↓
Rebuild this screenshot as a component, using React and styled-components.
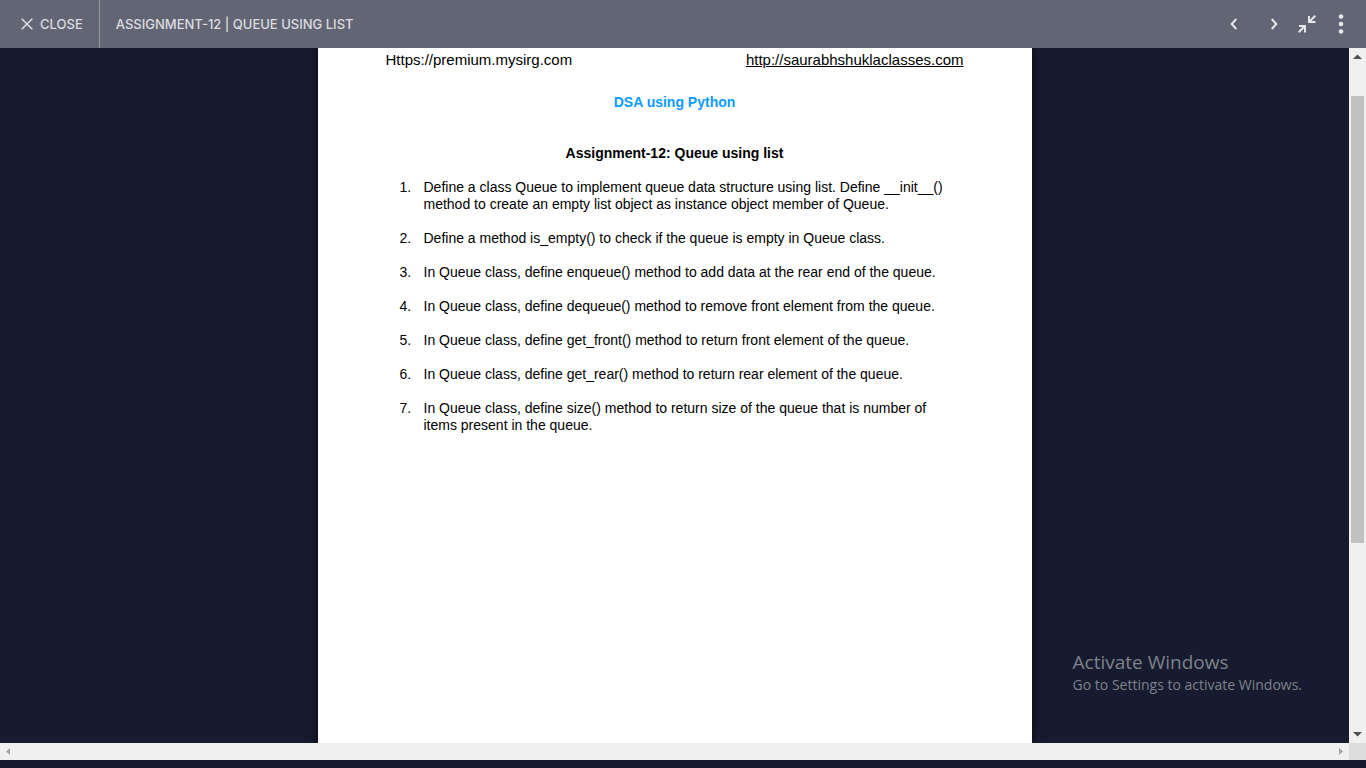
import React from "react";
import styled, { createGlobalStyle } from "styled-components";

const GlobalStyle = createGlobalStyle`
  *, *::before, *::after { box-sizing: border-box; }
  body { margin: 0; background: #161b2f; }
`;

const Shell = styled.div`
  position: relative;
  display: flex;
  flex-direction: column;
  height: 100vh;
  padding-bottom: 8px;
  overflow: hidden;
  background: #161b2f;
  font-family: "Liberation Sans", Arial, sans-serif;
`;

const Toolbar = styled.header`
  display: flex;
  align-items: center;
  flex: none;
  height: 48px;
  background: #626573;
  color: #dcdde1;
  font: 500 13px/20px Inter, sans-serif;
`;

const CloseButton = styled.button`
  display: flex;
  align-items: center;
  gap: 7px;
  height: 100%;
  padding: 0 16px 0 21px;
  border: 0;
  border-right: 1px solid #92949e;
  background: none;
  color: inherit;
  font: inherit;
`;

const ToolbarTitle = styled.h1`
  flex: 1;
  margin: 0;
  padding-left: 16px;
  font: inherit;
`;

const Actions = styled.nav`
  display: flex;
  align-items: center;
  padding-right: 4px;
`;

const IconButton = styled.button`
  display: flex;
  align-items: center;
  justify-content: center;
  width: ${(p) => p.$width}px;
  height: 48px;
  padding: 0;
  border: 0;
  background: none;
  color: #e6e7ea;
`;

const Viewer = styled.main`
  display: grid;
  grid-template: minmax(0, 1fr) 17px / minmax(0, 1fr) 17px;
  flex: 1;
  min-height: 0;
`;

const Viewport = styled.div`
  display: flex;
  justify-content: center;
  overflow: hidden;
`;

const Page = styled.article`
  width: 100%;
  max-width: 714px;
  padding: 3px 68px 0;
  background: #fff;
  color: #000;
  box-shadow: 0 0 9px rgba(0, 0, 0, 0.7);
  font-size: 14px;
  line-height: 17px;
`;

const PageHeader = styled.div`
  display: flex;
  justify-content: space-between;
  font-size: 15px;
`;

const SiteLink = styled.a`
  color: inherit;
  text-decoration: ${(p) => (p.$underlined ? "underline" : "none")};
`;

const Course = styled.h2`
  margin: 26px 0 34px;
  color: #0c9bff;
  font-size: 14px;
  text-align: center;
`;

const Heading = styled.h3`
  margin: 0 0 17px;
  font-size: 14px;
  text-align: center;
`;

const Questions = styled.ol`
  display: flex;
  flex-direction: column;
  gap: 17px;
  margin: 0;
  padding: 0;
  list-style: none;
`;

const Question = styled.li`
  display: grid;
  grid-template-columns: 24px 1fr;
  padding-left: 14px;
`;

const ScrollTrack = styled.div`
  display: flex;
  flex-direction: ${(p) => (p.$vertical ? "column" : "row")};
  align-items: center;
  justify-content: space-between;
  background: #f0f0f0;
`;

const Arrow = styled.svg`
  display: block;
  flex: none;
  width: 17px;
  height: 17px;
  fill: ${(p) => (p.$muted ? "#a3a3a3" : "#505050")};
`;

const ThumbArea = styled.div`
  flex: 1;
  width: 13px;
  padding-top: 31px;
`;

const Thumb = styled.div`
  height: 71%;
  background: #c1c1c1;
`;

const Corner = styled.div`
  background: #dcdcdc;
`;

const Watermark = styled.aside`
  position: absolute;
  right: 64px;
  bottom: 73px;
  color: #7f828a;
  font-family: "Open Sans", sans-serif;
  font-size: 14px;
  line-height: 20px;
`;

const WatermarkTitle = styled.div`
  font-size: 19px;
  line-height: 26px;
`;

const QUESTIONS = [
  ["Define a class Queue to implement queue data structure using list. Define __init__()", "method to create an empty list object as instance object member of Queue."],
  ["Define a method is_empty() to check if the queue is empty in Queue class."],
  ["In Queue class, define enqueue() method to add data at the rear end of the queue."],
  ["In Queue class, define dequeue() method to remove front element from the queue."],
  ["In Queue class, define get_front() method to return front element of the queue."],
  ["In Queue class, define get_rear() method to return rear element of the queue."],
  ["In Queue class, define size() method to return size of the queue that is number of", "items present in the queue."],
];

export default function App() {
  return (
    <Shell>
      <GlobalStyle />
      <Toolbar>
        <CloseButton>
          <svg width="12" height="12" viewBox="0 0 12 12" stroke="currentColor" strokeWidth="1.6" aria-hidden="true">
            <path d="M.7.7l10.6 10.6M11.3.7L.7 11.3" />
          </svg>
          CLOSE
        </CloseButton>
        <ToolbarTitle>ASSIGNMENT-12 | QUEUE USING LIST</ToolbarTitle>
        <Actions>
          <IconButton $width={40} aria-label="Previous">
            <svg width="8" height="12" viewBox="0 0 8 12" fill="none" stroke="currentColor" strokeWidth="2">
              <path d="M6.3 1L1.7 6l4.6 5" />
            </svg>
          </IconButton>
          <IconButton $width={40} aria-label="Next">
            <svg width="8" height="12" viewBox="0 0 8 12" fill="none" stroke="currentColor" strokeWidth="2">
              <path d="M1.7 1l4.6 5-4.6 5" />
            </svg>
          </IconButton>
          <IconButton $width={26} aria-label="Exit full screen">
            <svg width="18" height="18" viewBox="0 0 18 18" fill="none" stroke="currentColor" strokeWidth="2">
              <path d="M17.300.7l-6 6M11 1v6h6.500M.7 17.300l6-6M1 11h6v6.500" />
            </svg>
          </IconButton>
          <IconButton $width={42} aria-label="More options">
            <svg width="6" height="20" viewBox="0 0 6 20" fill="currentColor">
              <circle cx="3" cy="2.5" r="2.3" />
              <circle cx="3" cy="10" r="2.3" />
              <circle cx="3" cy="17.5" r="2.3" />
            </svg>
          </IconButton>
        </Actions>
      </Toolbar>
      <Viewer>
        <Viewport>
          <Page>
            <PageHeader>
              <SiteLink href="https://premium.mysirg.com">Https://premium.mysirg.com</SiteLink>
              <SiteLink $underlined href="http://saurabhshuklaclasses.com">http://saurabhshuklaclasses.com</SiteLink>
            </PageHeader>
            <Course>DSA using Python</Course>
            <Heading>Assignment-12: Queue using list</Heading>
            <Questions>
              {QUESTIONS.map((lines, i) => (
                <Question key={i}>
                  <span>{i + 1}.</span>
                  <span>
                    {lines.map((line, n) => (
                      <React.Fragment key={n}>
                        {n > 0 && <br />}
                        {line}
                      </React.Fragment>
                    ))}
                  </span>
                </Question>
              ))}
            </Questions>
          </Page>
        </Viewport>
        <ScrollTrack $vertical>
          <Arrow viewBox="0 0 17 17"><path d="M4 11l4.500-4.500L13 11z" /></Arrow>
          <ThumbArea><Thumb /></ThumbArea>
          <Arrow viewBox="0 0 17 17"><path d="M4 6l4.500 4.500L13 6z" /></Arrow>
        </ScrollTrack>
        <ScrollTrack>
          <Arrow $muted viewBox="0 0 17 17"><path d="M10 5L6 8.500l4 3.500z" /></Arrow>
          <Arrow $muted viewBox="0 0 17 17"><path d="M7 5l4 3.500L7 12z" /></Arrow>
        </ScrollTrack>
        <Corner />
      </Viewer>
      <Watermark>
        <WatermarkTitle>Activate Windows</WatermarkTitle>
        Go to Settings to activate Windows.
      </Watermark>
    </Shell>
  );
}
↑
• Prompt
Pictures in the data above should not be copied; transcribe everything else exactly.

• Answer to this exercise
Rebuild this screenshot as a component, using React and styled-components.
import React from "react";
import styled, { createGlobalStyle } from "styled-components";

const GlobalStyle = createGlobalStyle`
  *, *::before, *::after { box-sizing: border-box; }
  body { margin: 0; background: #161b2f; }
`;

const Shell = styled.div`
  position: relative;
  display: flex;
  flex-direction: column;
  height: 100vh;
  padding-bottom: 8px;
  overflow: hidden;
  background: #161b2f;
  font-family: "Liberation Sans", Arial, sans-serif;
`;

const Toolbar = styled.header`
  display: flex;
  align-items: center;
  flex: none;
  height: 48px;
  background: #626573;
  color: #dcdde1;
  font: 500 13px/20px Inter, sans-serif;
`;

const CloseButton = styled.button`
  display: flex;
  align-items: center;
  gap: 7px;
  height: 100%;
  padding: 0 16px 0 21px;
  border: 0;
  border-right: 1px solid #92949e;
  background: none;
  color: inherit;
  font: inherit;
`;

const ToolbarTitle = styled.h1`
  flex: 1;
  margin: 0;
  padding-left: 16px;
  font: inherit;
`;

const Actions = styled.nav`
  display: flex;
  align-items: center;
  padding-right: 4px;
`;

const IconButton = styled.button`
  display: flex;
  align-items: center;
  justify-content: center;
  width: ${(p) => p.$width}px;
  height: 48px;
  padding: 0;
  border: 0;
  background: none;
  color: #e6e7ea;
`;

const Viewer = styled.main`
  display: grid;
  grid-template: minmax(0, 1fr) 17px / minmax(0, 1fr) 17px;
  flex: 1;
  min-height: 0;
`;

const Viewport = styled.div`
  display: flex;
  justify-content: center;
  overflow: hidden;
`;

const Page = styled.article`
  width: 100%;
  max-width: 714px;
  padding: 3px 68px 0;
  background: #fff;
  color: #000;
  box-shadow: 0 0 9px rgba(0, 0, 0, 0.7);
  font-size: 14px;
  line-height: 17px;
`;

const PageHeader = styled.div`
  display: flex;
  justify-content: space-between;
  font-size: 15px;
`;

const SiteLink = styled.a`
  color: inherit;
  text-decoration: ${(p) => (p.$underlined ? "underline" : "none")};
`;

const Course = styled.h2`
  margin: 26px 0 34px;
  color: #0c9bff;
  font-size: 14px;
  text-align: center;
`;

const Heading = styled.h3`
  margin: 0 0 17px;
  font-size: 14px;
  text-align: center;
`;

const Questions = styled.ol`
  display: flex;
  flex-direction: column;
  gap: 17px;
  margin: 0;
  padding: 0;
  list-style: none;
`;

const Question = styled.li`
  display: grid;
  grid-template-columns: 24px 1fr;
  padding-left: 14px;
`;

const ScrollTrack = styled.div`
  display: flex;
  flex-direction: ${(p) => (p.$vertical ? "column" : "row")};
  align-items: center;
  justify-content: space-between;
  background: #f0f0f0;
`;

const Arrow = styled.svg`
  display: block;
  flex: none;
  width: 17px;
  height: 17px;
  fill: ${(p) => (p.$muted ? "#a3a3a3" : "#505050")};
`;

const ThumbArea = styled.div`
  flex: 1;
  width: 13px;
  padding-top: 31px;
`;

const Thumb = styled.div`
  height: 71%;
  background: #c1c1c1;
`;

const Corner = styled.div`
  background: #dcdcdc;
`;

const Watermark = styled.aside`
  position: absolute;
  right: 64px;
  bottom: 73px;
  color: #7f828a;
  font-family: "Open Sans", sans-serif;
  font-size: 14px;
  line-height: 20px;
`;

const WatermarkTitle = styled.div`
  font-size: 19px;
  line-height: 26px;
`;

const QUESTIONS = [
  ["Define a class Queue to implement queue data structure using list. Define __init__()", "method to create an empty list object as instance object member of Queue."],
  ["Define a method is_empty() to check if the queue is empty in Queue class."],
  ["In Queue class, define enqueue() method to add data at the rear end of the queue."],
  ["In Queue class, define dequeue() method to remove front element from the queue."],
  ["In Queue class, define get_front() method to return front element of the queue."],
  ["In Queue class, define get_rear() method to return rear element of the queue."],
  ["In Queue class, define size() method to return size of the queue that is number of", "items present in the queue."],
];

export default function App() {
  return (
    <Shell>
      <GlobalStyle />
      <Toolbar>
        <CloseButton>
          <svg width="12" height="12" viewBox="0 0 12 12" stroke="currentColor" strokeWidth="1.6" aria-hidden="true">
            <path d="M.7.7l10.6 10.6M11.3.7L.7 11.3" />
          </svg>
          CLOSE
        </CloseButton>
        <ToolbarTitle>ASSIGNMENT-12 | QUEUE USING LIST</ToolbarTitle>
        <Actions>
          <IconButton $width={40} aria-label="Previous">
            <svg width="8" height="12" viewBox="0 0 8 12" fill="none" stroke="currentColor" strokeWidth="2">
              <path d="M6.3 1L1.7 6l4.6 5" />
            </svg>
          </IconButton>
          <IconButton $width={40} aria-label="Next">
            <svg width="8" height="12" viewBox="0 0 8 12" fill="none" stroke="currentColor" strokeWidth="2">
              <path d="M1.7 1l4.6 5-4.6 5" />
            </svg>
          </IconButton>
          <IconButton $width={26} aria-label="Exit full screen">
            <svg width="18" height="18" viewBox="0 0 18 18" fill="none" stroke="currentColor" strokeWidth="2">
              <path d="M17.300.7l-6 6M11 1v6h6.500M.7 17.300l6-6M1 11h6v6.500" />
            </svg>
          </IconButton>
          <IconButton $width={42} aria-label="More options">
            <svg width="6" height="20" viewBox="0 0 6 20" fill="currentColor">
              <circle cx="3" cy="2.5" r="2.3" />
              <circle cx="3" cy="10" r="2.3" />
              <circle cx="3" cy="17.5" r="2.3" />
            </svg>
          </IconButton>
        </Actions>
      </Toolbar>
      <Viewer>
        <Viewport>
          <Page>
            <PageHeader>
              <SiteLink href="https://premium.mysirg.com">Https://premium.mysirg.com</SiteLink>
              <SiteLink $underlined href="http://saurabhshuklaclasses.com">http://saurabhshuklaclasses.com</SiteLink>
            </PageHeader>
            <Course>DSA using Python</Course>
            <Heading>Assignment-12: Queue using list</Heading>
            <Questions>
              {QUESTIONS.map((lines, i) => (
                <Question key={i}>
                  <span>{i + 1}.</span>
                  <span>
                    {lines.map((line, n) => (
                      <React.Fragment key={n}>
                        {n > 0 && <br />}
                        {line}
                      </React.Fragment>
                    ))}
                  </span>
                </Question>
              ))}
            </Questions>
          </Page>
        </Viewport>
        <ScrollTrack $vertical>
          <Arrow viewBox="0 0 17 17"><path d="M4 11l4.500-4.500L13 11z" /></Arrow>
          <ThumbArea><Thumb /></ThumbArea>
          <Arrow viewBox="0 0 17 17"><path d="M4 6l4.500 4.500L13 6z" /></Arrow>
        </ScrollTrack>
        <ScrollTrack>
          <Arrow $muted viewBox="0 0 17 17"><path d="M10 5L6 8.500l4 3.500z" /></Arrow>
          <Arrow $muted viewBox="0 0 17 17"><path d="M7 5l4 3.500L7 12z" /></Arrow>
        </ScrollTrack>
        <Corner />
      </Viewer>
      <Watermark>
        <WatermarkTitle>Activate Windows</WatermarkTitle>
        Go to Settings to activate Windows.
      </Watermark>
    </Shell>
  );
}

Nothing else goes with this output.